A implantação da Usina de Itaipu sem consulta ao povo brasileiro foi um ato de autoritarismo. Acreditamos que a preservação de nossa flora, fauna, rios mares, e florestas deve se dar a qualquer custo, pois são bens nacionais e sem eles não sobreviveremos. E qualquer exploração desses recursos deve passar pelo debate público e estar adequada a um planejamento, subordinado aos interesses da maioria da população e não de grupos econômicos nacionais, ou multinacionais.

Nós sabemos que já perdemos Sete Quedas. A usina está pronta e o alagamento vai começar. Mas até quando coisas desse tipo vão continuar acontecendo? –Enquanto nós deixarmos.

Sete Quedas vai morrer. Mas vai renascer lá mesmo no Quarup, que é uma festa indígena que imortaliza o defunto. Vamos fazer um “Quarup de branco”, um acampamento de protesto ecológico. O fim de Sete Quedas não vai passar despercebido. Nós vamos estar lá para denunciá-lo e tentar evitar a repetição dessa barbaridade que já está sendo armada em Tucuru, Lagoa dos Patos, no Pantanal, e em Peruíbe Angra com construção de usinas atômicas.

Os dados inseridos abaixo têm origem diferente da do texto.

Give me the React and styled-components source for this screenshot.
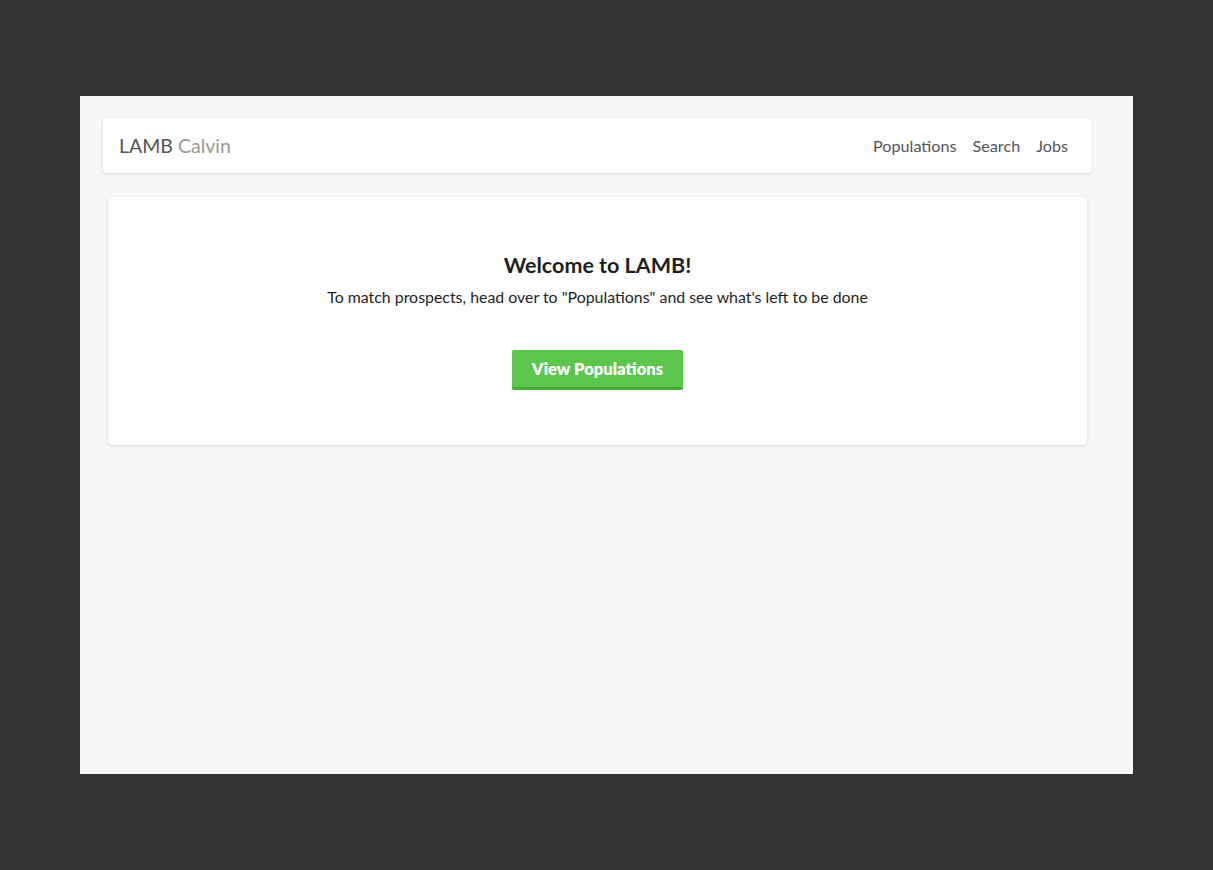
import React from "react";
import styled, { createGlobalStyle } from "styled-components";

const Global = createGlobalStyle`
  html, body { margin: 0; padding: 0; background: #323232; }
  body { font-family: "Lato", "Open Sans", sans-serif; }
`;

const Frame = styled.div`
  margin: 96px 80px;
  width: 1053px;
  height: 678px;
  box-sizing: border-box;
  background: #f7f8fa;
  padding: 22px 41px 0 23px;
`;

const Navbar = styled.nav`
  height: 55px;
  box-sizing: border-box;
  background: #fff;
  border-radius: 4px;
  box-shadow: 0 1px 3px rgba(0, 0, 0, 0.14);
  display: flex;
  align-items: center;
  justify-content: space-between;
  padding: 0 24px 1px 16px;
`;

const Brand = styled.div`
  font-size: 19.5px;
  color: #555;
`;

const Sub = styled.span`
  color: #999;
`;

const Links = styled.div`
  display: flex;
  gap: 16px;
`;

const NavLink = styled.a`
  font-size: 16.2px;
  color: #555;
  text-decoration: none;
`;

const Card = styled.section`
  margin: 24px 5px 0;
  height: 248px;
  box-sizing: border-box;
  background: #fff;
  border-radius: 4px;
  box-shadow: 0 1px 3px rgba(0, 0, 0, 0.16);
  display: flex;
  flex-direction: column;
  align-items: center;
  padding-top: 55px;
`;

const Title = styled.h1`
  margin: 0;
  font-size: 21.5px;
  font-weight: 700;
  color: #1e1e1e;
  line-height: 26px;
`;

const Lead = styled.p`
  margin: 8px 0 0;
  font-size: 15.9px;
  color: #1e1e1e;
  line-height: 22px;
`;

const Button = styled.button`
  margin-top: 42px;
  width: 171px;
  height: 40px;
  box-sizing: border-box;
  border: none;
  border-bottom: 3px solid #46ad36;
  border-radius: 2px;
  background: #5bc64b;
  color: #fff;
  font-family: inherit;
  font-weight: 800;
  font-size: 16.6px;
  padding: 0;
  cursor: pointer;
`;

export default function App() {
  return (
    <>
      <Global />
      <Frame>
        <Navbar>
          <Brand>
            LAMB <Sub>Calvin</Sub>
          </Brand>
          <Links>
            <NavLink href="#">Populations</NavLink>
            <NavLink href="#">Search</NavLink>
            <NavLink href="#">Jobs</NavLink>
          </Links>
        </Navbar>
        <Card>
          <Title>Welcome to LAMB!</Title>
          <Lead>
            To match prospects, head over to "Populations" and see what's left to be done
          </Lead>
          <Button>View Populations</Button>
        </Card>
      </Frame>
    </>
  );
}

Pretendemos transformar esse, acampamento com gente de todo o Brasil num imenso painel de devastação e da destruição de nosso país. Mas também em painel das lutas contra isso. Lutas que se podem unir, porque os problemas têm as mesmas causas e os nossos objetivos são os mesmos. 78

78 Adeus Sete Quedas: Sete Quedas viverá até debaixo d’água. Jornal Ilha Grande, 31/07/1982. (Arquivo do Jornal Ilha Grande).